§ **Recorded data**
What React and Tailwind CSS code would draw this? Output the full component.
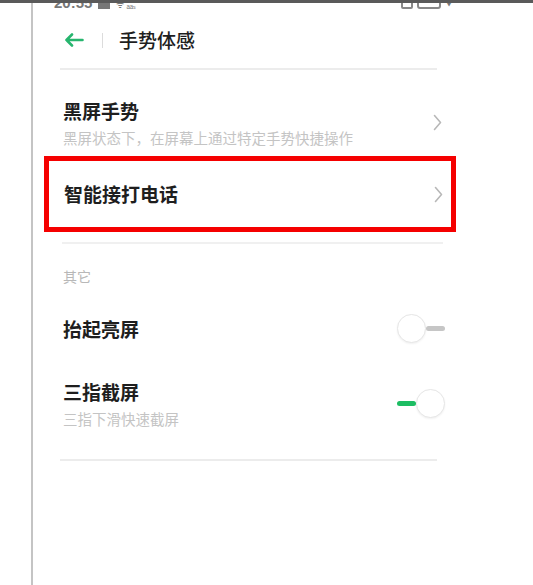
import React from "react";

function Chevron() {
  return (
    <svg width="9" height="17" viewBox="0 0 9 17" fill="none">
      <path d="M1.5 1.5 L7.5 8.5 L1.5 15.5" stroke="#b8b8b8" strokeWidth="1.6" strokeLinecap="round" strokeLinejoin="round" />
    </svg>
  );
}

function Toggle({ on }) {
  return (
    <div className="flex w-[48px] items-center">
      {on && <div className="h-[5px] w-[19px] rounded-full bg-[#1dbd63]" />}
      <div className="h-[29px] w-[29px] rounded-full border border-[#e6e6e6] bg-white shadow-[0_1px_2px_rgba(0,0,0,0.06)]" />
      {!on && <div className="h-[5px] w-[19px] rounded-full bg-[#c6c6c6]" />}
    </div>
  );
}

export default function App() {
  return (
    <div className="h-[585px] w-[533px] overflow-hidden border-t-[3px] border-[#5a5a5a] bg-white font-['Noto_Sans_CJK_SC',sans-serif]">
      <div className="ml-[31px] h-full border-l-2 border-[#c4c4c4]">
        {/* status bar, cut at the top */}
        <div className="flex h-[19px] items-start overflow-hidden pl-[21px] pr-[80px] text-[#777]">
          <div className="-mt-[9px] flex items-center gap-[6px]">
            <span className="font-['Liberation_Sans',sans-serif] text-[15px] font-bold leading-[18px]">20:55</span>
            <span className="mt-[2px] h-[10px] w-[12px] bg-[#777]" />
            <span className="mt-[3px] text-[9px] leading-[10px]">ᯤ ₐₐₛ</span>
          </div>
          <div className="-mt-[7px] ml-auto flex items-center gap-[4px]">
            <span className="h-[13px] w-[12px] rounded-[2px] border-2 border-[#888]" />
            <span className="h-[13px] w-[24px] rounded-[3px] border-2 border-[#888]" />
            <span className="text-[8px] leading-[10px]">▼</span>
          </div>
        </div>

        {/* header */}
        <div className="flex h-[36px] items-center pl-[31px]">
          <svg width="20" height="14" viewBox="0 0 20 14" fill="none">
            <path d="M18.5 7 H2.5 M8 1.5 L2.5 7 L8 12.5" stroke="#27b56e" strokeWidth="2.6" strokeLinecap="round" strokeLinejoin="round" />
          </svg>
          <div className="ml-[18px] h-[15px] w-px bg-[#dcdcdc]" />
          <span className="ml-[16px] text-[19px] font-medium leading-[26px] text-[#1e1e1e]">手势体感</span>
        </div>

        <div className="ml-[27px] mt-[10px] h-[2px] w-[377px] bg-[#ececec]" />

        {/* 黑屏手势 */}
        <div className="ml-[30px] mt-[28px] flex w-[379px] items-center">
          <div className="flex-1">
            <div className="text-[19px] font-bold leading-[26px] text-[#1e1e1e]">黑屏手势</div>
            <div className="mt-[5px] text-[14.5px] leading-[17px] text-[#c4c4c4]">黑屏状态下，在屏幕上通过特定手势快捷操作</div>
          </div>
          <Chevron />
        </div>

        {/* 智能接打电话 (highlighted) */}
        <div className="ml-[11px] mt-[10px] flex h-[76px] w-[412px] items-center border-[5px] border-[#f50000] pl-[15px] pr-[8px]">
          <span className="flex-1 text-[19px] font-bold leading-[26px] text-[#1e1e1e]">智能接打电话</span>
          <Chevron />
        </div>

        <div className="ml-[29px] mt-[10px] h-[2px] w-[381px] bg-[#f0f0f0]" />

        <div className="ml-[30px] mt-[24px] text-[14px] leading-[16px] text-[#b8b8b8]">其它</div>

        {/* 抬起亮屏 */}
        <div className="ml-[30px] mt-[30px] flex w-[382px] items-center">
          <span className="flex-1 text-[19px] font-bold leading-[26px] text-[#1e1e1e]">抬起亮屏</span>
          <Toggle on={false} />
        </div>

        {/* 三指截屏 */}
        <div className="ml-[30px] mt-[36px] flex w-[382px] items-center">
          <div className="flex-1">
            <div className="text-[19px] font-bold leading-[26px] text-[#1e1e1e]">三指截屏</div>
            <div className="mt-[5px] text-[14.5px] leading-[17px] text-[#c4c4c4]">三指下滑快速截屏</div>
          </div>
          <Toggle on />
        </div>

        <div className="ml-[27px] mt-[32px] h-[2px] w-[377px] bg-[#ececec]" />
      </div>
    </div>
  );
}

§ **Set problem**
Everything from the top line of the data down to and including the line with "import React from" is to be copied, except the pictures.

§ **Exercise result**
What React and Tailwind CSS code would draw this? Output the full component.
import React from "react";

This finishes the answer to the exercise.